I was almost beginning to wonder what the sold-out appeal of the place was when a band took the stage and started to crank out Elvis covers. Suddenly, a room full of frumpy people rushed to the dance floor and (in the truest sense that I’ve ever witnessed personally) went ape-shit. Our table emptied in seconds, and the pale, thin-lipped woman to my right took me with her. My rockabilly swing-steps were decidedly clumsy, but so were everyone else’s: A roomful of people gyrated with uninhibited anti-hipster abandon, spastic and ecstatic. It was frightening and wonderful.
It wasn’t until after the first set that we all returned to the table and I found out who I was dancing with. “This is Natasha,” said the mop-haired guy who later introduced himself as Daniil. “She says she can’t decide whether or not you look intelligent. She wants to know if you read books.”
“Of course I read books,” I said.
“She says that when someone like you is left on his own, without a book, he will instantly become lost.”
“What does that mean?”
Daniil clarified for a moment. “She really wasn’t saying that,” he said. “She was quoting Dostoyevski. It was supposed to be a joke.”
“Sorry, I guess I didn’t get it.”
“Well she’s very serious about books. She’s a librarian. All the women at this table are librarians.”
I took a good look at Natasha and the other two women at the table. After having seen their antics on the dance floor, I could hardly envision any of them shelving books. “What are they,” I said jestfully. “Hell’s Librarians?”
Daniil translated, and Natasha grinned. “She likes the name Hell’s Librarians,” Daniil said. “It’s like Hells Angels. That’s a Hunter S. Thompson word, yes?”
“Well, he didn’t coin the term. He just wrote about them. They’re a motorcycle gang.”
“Yes, of course, but Natasha doesn’t ride motorcycles; she reads books. And Hunter S. Thompson is very popular in Russia. His Las Vegas book is a bestseller these days.
“Still? That’s a pretty old book.”
“Yes, but it was only recently translated into Russian. Many older American books are just now being translated into Russian. Have you heard of William S. Burroughs?”
“Of course. He lived the last years of his life not far from where I grew up. My cousin had dinner with him about three or four years ago.”
“I wish I could meet your cousin.”
“You’re sitting at the same table as him,” I said, pointing at Dan.
Daniil looked over at Dan in amazement, and said something in Russian to the librarians. Their chatter stopped, and they swerved in Dan’s direction. My taciturn cousin was the star of the table for the rest of the evening.
- – - – - – - – - – - – - – - – - – - – -
Many hours later, long after the Money Honey had closed, I stood outside a kiosk with Dan and Daniil as Natasha shopped for her miracle weiners.
“Do you know what this miracle is all about?” I asked Daniil.
Daniil shrugged. “Cheap happiness,” he said.
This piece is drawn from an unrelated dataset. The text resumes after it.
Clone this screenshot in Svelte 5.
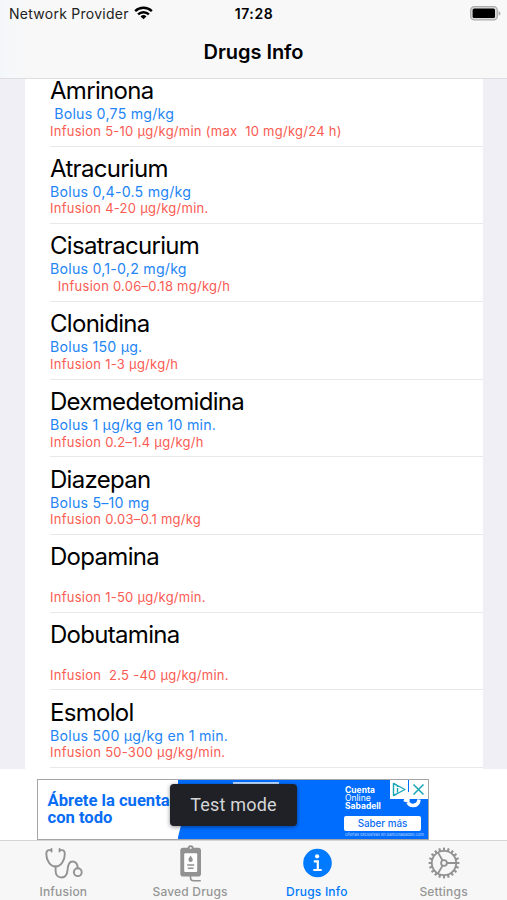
<script>
  const drugs = [
    { name: 'Amrinona', bolus: ' Bolus 0,75 mg/kg', infusion: 'Infusion 5-10 µg/kg/min (max  10 mg/kg/24 h)' },
    { name: 'Atracurium', bolus: 'Bolus 0,4-0.5 mg/kg', infusion: 'Infusion 4-20 µg/kg/min.' },
    { name: 'Cisatracurium', bolus: 'Bolus 0,1-0,2 mg/kg', infusion: '  Infusion 0.06–0.18 mg/kg/h' },
    { name: 'Clonidina', bolus: 'Bolus 150 µg.', infusion: 'Infusion 1-3 µg/kg/h' },
    { name: 'Dexmedetomidina', bolus: 'Bolus 1 µg/kg en 10 min.', infusion: 'Infusion 0.2–1.4 µg/kg/h' },
    { name: 'Diazepan', bolus: 'Bolus 5–10 mg', infusion: 'Infusion 0.03–0.1 mg/kg' },
    { name: 'Dopamina', bolus: '', infusion: 'Infusion 1-50 µg/kg/min.' },
    { name: 'Dobutamina', bolus: '', infusion: 'Infusion  2.5 -40 µg/kg/min.' },
    { name: 'Esmolol', bolus: 'Bolus 500 µg/kg en 1 min.', infusion: 'Infusion 50-300 µg/kg/min.' }
  ];
  const teeth = Array.from({ length: 20 }, (_, i) => i * 18);
</script>

<div class="phone">
  <header>
    <div class="status">
      <div class="carrier">
        <span>Network Provider</span>
        <svg width="19" height="14" viewBox="0 0 20 14" fill="none" stroke="#000" stroke-width="2.5">
          <path d="M1.2 5.1a12.6 12.6 0 0 1 17.6 0" />
          <path d="M4.3 8.5a8.1 8.1 0 0 1 11.4 0" />
          <path d="M10 13.6 6.9 10.6a4.5 4.5 0 0 1 6.2 0z" fill="#000" stroke="none" />
        </svg>
      </div>
      <span class="time">17:28</span>
      <svg class="battery" width="31" height="15" viewBox="0 0 31 15">
        <rect x=".7" y=".7" width="26.6" height="13.2" rx="3.6" fill="#ddd" stroke="#adadad" stroke-width="1.3" />
        <rect x="2.6" y="2.6" width="22.4" height="9.4" rx="1.5" />
        <path d="M28.6 5v4.8q1.9-.9 1.9-2.4T28.6 5z" fill="#aaa" />
      </svg>
    </div>
    <h1>Drugs Info</h1>
  </header>

  <main>
    <ul>
      {#each drugs as d}
        <li>
          <div class="name">{d.name}</div>
          <div class="bolus">{d.bolus}</div>
          <div class="infusion">{d.infusion}</div>
        </li>
      {/each}
    </ul>
  </main>

  <section class="ad-area">
    <div class="ad">
      <svg class="shape" width="250" height="59" viewBox="0 0 250 59">
        <path d="M-1 0h251v59H-.5L7 30z" fill="#006dff" />
        <path d="M55 3h46" stroke="#fff" stroke-width="1.5" />
        <path d="M226 19.5q3 1 5.500 1.500M230 22.500q1.500 3 5 3 5.500 0 6-6" fill="none" stroke="#fff" stroke-width="3.500" />
      </svg>
      <div class="claim">Ábrete la cuenta<br />con todo</div>
      <div class="offer">
        <div class="brand"><b>Cuenta</b><span>Online</span><b>Sabadell</b></div>
        <div class="more">Saber más</div>
        <div class="legal">Ofertas exclusivas en bancosabadell.com</div>
      </div>
      <svg class="choices" width="38" height="19" viewBox="0 0 38 19">
        <path d="M0 0h38v19H0z" fill="#fff" />
        <path d="M3.500 3.500v12l3-1.500 8.500-4.500-8.500-4.500z M7.500 8v4.500M7.500 5.900v1" fill="none" stroke="#16a6b8" stroke-width="1.400" stroke-linejoin="round" />
        <path d="M18.500 0v12" stroke="#006dff" stroke-width="1" />
        <path d="m23.500 4.500 10 10m0-10-10 10" stroke="#16a6b8" stroke-width="1.500" />
      </svg>
      <div class="toast">Test mode</div>
    </div>
  </section>

  <nav>
    <div class="tab">
      <svg width="40" height="36" viewBox="-1 0 40 36" fill="none" stroke="#929292" stroke-width="1.900" stroke-linecap="round" stroke-linejoin="round">
        <path d="M7.300 2.100H5.200Q2.300 2.100 2.300 6C2.300 12 6 18.500 11.600 18.500S20.800 12 20.800 6q0-3.900-2.900-3.900h-2.100M7.500 1v2.500M15.600 1v2.500" />
        <path d="M11.600 18.500V23c0 3.800 2.200 6.500 6 6.500 4.300 0 5.600-3 6-7.800.4-5 1.200-8.200 4.800-8.200 3.800 0 5.200 2.700 5.300 6.700" />
        <circle cx="33.800" cy="24.200" r="3.900" />
      </svg>
      <span>Infusion</span>
    </div>
    <div class="tab">
      <svg width="40" height="36" viewBox="0 0 40 36" fill="#929292">
        <rect x="10.300" y="-.2" width="20.700" height="28.700" rx="2.800" />
        <path d="M17.500 1q0-3.800 3.200-3.800t3.200 3.800" />
        <rect x="14.200" y="5.200" width="13" height="18.800" rx="1" fill="#fff" />
        <path d="M20.600 7.500c-1 1.800-2.200 2.900-2.200 4.300a2.200 2.200 0 0 0 4.400 0c0-1.400-1.200-2.500-2.200-4.300z" />
        <path d="M17.200 17h7M17.800 20.200h5.800M20.500 28v1.700q0 3 3 3h7.300" fill="none" stroke="#929292" stroke-width="1.600" />
        <circle cx="20.700" cy="0" r="1" fill="#f6f6f6" />
      </svg>
      <span>Saved Drugs</span>
    </div>
    <div class="tab active">
      <svg width="40" height="36" viewBox="0 0 40 36">
        <circle cx="20.500" cy="15" r="14.300" fill="#007aff" />
        <circle cx="20.100" cy="8.300" r="2.100" fill="#fff" />
        <path d="M16.800 13.300h4v8.500M16.300 22h8.400" fill="none" stroke="#fff" stroke-width="2.200" />
      </svg>
      <span>Drugs Info</span>
    </div>
    <div class="tab">
      <svg width="40" height="36" viewBox="0 0 40 36" fill="none" stroke="#929292" stroke-width="1.800">
        <circle cx="20" cy="15" r="12.200" />
        <circle cx="20" cy="15" r="2.900" />
        <path d="M22.900 15h9.300M18.600 12.500 13.900 4.400M18.600 17.500l-4.700 8.100" />
        {#each teeth as a}
          <path d="M20 2.800V-.4" stroke-width="2.100" transform={`rotate(${a} 20 15)`} />
        {/each}
      </svg>
      <span>Settings</span>
    </div>
  </nav>
</div>

<style>
  .phone {
    width: 507px;
    height: 900px;
    overflow: hidden;
    display: flex;
    flex-direction: column;
    background: #fff;
    color: #000;
    font-family: Inter, 'Liberation Sans', sans-serif;
  }
  header {
    flex: none;
    box-sizing: border-box;
    height: 79px;
    border-bottom: 1px solid #dedee0;
    background: linear-gradient(90deg, #f4f7f9, #f8f8f8 30px);
    z-index: 1;
  }
  .status {
    display: grid;
    grid-template-columns: 1fr auto 1fr;
    align-items: center;
    height: 27px;
    padding: 0 6px 0 9px;
  }
  .carrier {
    display: flex;
    align-items: center;
    gap: 5px;
    font-size: 14px;
    line-height: 27px;
    letter-spacing: 0.26px;
    white-space: nowrap;
    color: #222;
  }
  .carrier svg { margin-top: -2px; }
  .time {
    font-size: 14px;
    font-weight: 600;
    letter-spacing: 0.6px;
    margin-left: -2px;
  }
  .battery { justify-self: end; }
  h1 {
    margin: 0;
    height: 51px;
    line-height: 51px;
    text-align: center;
    font-size: 20px;
    font-weight: 600;
    letter-spacing: -0.05px;
  }
  main {
    flex: none;
    height: 690px;
    overflow: hidden;
    padding: 0 24px 0 25px;
    background: #f0eff5;
  }
  ul {
    list-style: none;
    margin: -10.2px 0 0;
    padding: 0 0 4px 25px;
    background: #fff;
  }
  li {
    box-sizing: border-box;
    height: 77.7px;
    padding-top: 6.3px;
    border-bottom: 1.4px solid #e8e8ea;
  }
  .name {
    height: 31px;
    line-height: 31px;
    font-size: 24px;
    letter-spacing: -0.7px;
  }
  .bolus {
    height: 16.7px;
    line-height: 16px;
    font-size: 14.2px;
    letter-spacing: 0.22px;
    color: #2385f5;
    white-space: pre;
  }
  .infusion {
    height: 16px;
    line-height: 16px;
    font-size: 13px;
    letter-spacing: 0.26px;
    color: #fa5b52;
    white-space: pre;
  }
  .ad-area {
    flex: none;
    height: 71px;
    box-sizing: border-box;
    padding: 10px 0 0 37px;
  }
  .ad {
    position: relative;
    box-sizing: border-box;
    width: 392px;
    height: 61px;
    border: 1px solid #a5a5a8;
    display: flex;
    justify-content: space-between;
    overflow: hidden;
  }
  .shape { position: absolute; right: 0; top: 0; }
  .claim {
    padding: 12px 0 0 9.5px;
    font: 700 16.6px/17px Roboto, sans-serif;
    color: #086cf5;
    white-space: nowrap;
  }
  .offer {
    position: relative;
    width: 83px;
    color: #fff;
    white-space: nowrap;
  }
  .brand {
    display: flex;
    flex-direction: column;
    padding-top: 6px;
    font: 8.5px/8px Inter, sans-serif;
  }
  .more {
    width: 77px;
    height: 15px;
    margin: 6px 0 0 -1px;
    border-radius: 2px;
    background: #fff;
    color: #086cf5;
    text-align: center;
    font: 500 9.8px/15px Inter, sans-serif;
  }
  .legal {
    font: 4px/6px Inter, sans-serif;
    margin-top: 1px;
    opacity: 0.7;
  }
  .choices { position: absolute; right: 0; top: 0; }
  .toast {
    position: absolute;
    left: 132px;
    top: 4px;
    width: 127px;
    height: 42px;
    border-radius: 4px;
    background: #1f2126;
    box-shadow: 0 1px 4px rgba(0, 0, 0, 0.45);
    color: #d5d6d8;
    text-align: center;
    font: 18px/42px Roboto, sans-serif;
    letter-spacing: 0.2px;
  }
  nav {
    flex: none;
    box-sizing: border-box;
    height: 60px;
    display: grid;
    grid-template-columns: repeat(4, 1fr);
    border-top: 1px solid #d5d5d6;
    background: #f7f7f7;
  }
  .tab {
    display: flex;
    flex-direction: column;
    align-items: center;
    padding-top: 7px;
    font-size: 12px;
    font-weight: 500;
    letter-spacing: 0.2px;
    line-height: 15px;
    color: #969696;
  }
  .tab svg { overflow: visible; }
  .active { color: #007aff; }
</style>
He paused, then grinned. “Or maybe noble suffering.”
Seeing my lack of reaction, he went on. “That was another Dostoyevski joke,” he said. “Natasha does them better than me. He wrote ‘Crime and Punishment’ in this neighborhood, you know.”
“Seriously, or is that a joke too?”
“It’s true. I could show you his old apartment if you want. It’s very near to my street.”
“If Dostoyevski is your neighbor, why do you all get so excited about someone like William S. Burroughs?”
Daniil thought for a moment. “That’s a good question. I guess it’s because he’s not my neighbor.”
I decided it was now or never to ask a question that had been bugging me. “What do you think of the future here, Daniil?”
“In Russia?” Daniil sighed. “The future will be the future. I like right now. It’s 1999. In only a few years, that will sound very old: 1999. In a few years, nobody will think about right now. So I won’t think about the future. That’s fair, isn’t it?”
Natasha came out of the kiosk with a package of weiners and a sly smile. Daniil interpreted as she performed her miracle.
Natasha took out a weiner. “Does the worm have a soul?” she asked us, holding the weiner out in front of her.
“That’s not a worm,” I said.
“But does a worm have a soul?”
“I don’t know,” I said. “Let’s say it does.”
Natasha broke the weiner in half. “Now we have two worms. Where is the soul? Where did it go? Which side is the soul in?”
I thought for a moment. “Well, I’d say the soul divides as the worm does. You get two souls.”
Natasha smiled and tore the weiner into four pieces. “And if I divide these again?”
“Then you get four souls.”
“Then this is the miracle,” she said. “I have created three new souls.” She triumphantly held the ragged bits of weiner up for my inspection.
There are some times in life when you’re too tired and baffled and amused to do anything but laugh out loud. I will never be able to categorize that moment — standing in St. Petersburg at 5 a.m. with a Russian librarian who proved she was God by destroying a hot dog — but I think the real miracle was the silly set of odds that put me in that spot after 5,000 miles and two continents. The four of us giggled together like children in front of the kiosk.
I never got another chance to kiss Natasha. We ate the rest of the weiners on the way back to the apartment, and I fell asleep sitting in one of Daniil’s easy chairs almost as soon as we arrived. What was left of the party went on without me, but I don’t regret missing it.
After all, it was nearly dawn — and I’d traveled a long way to get there.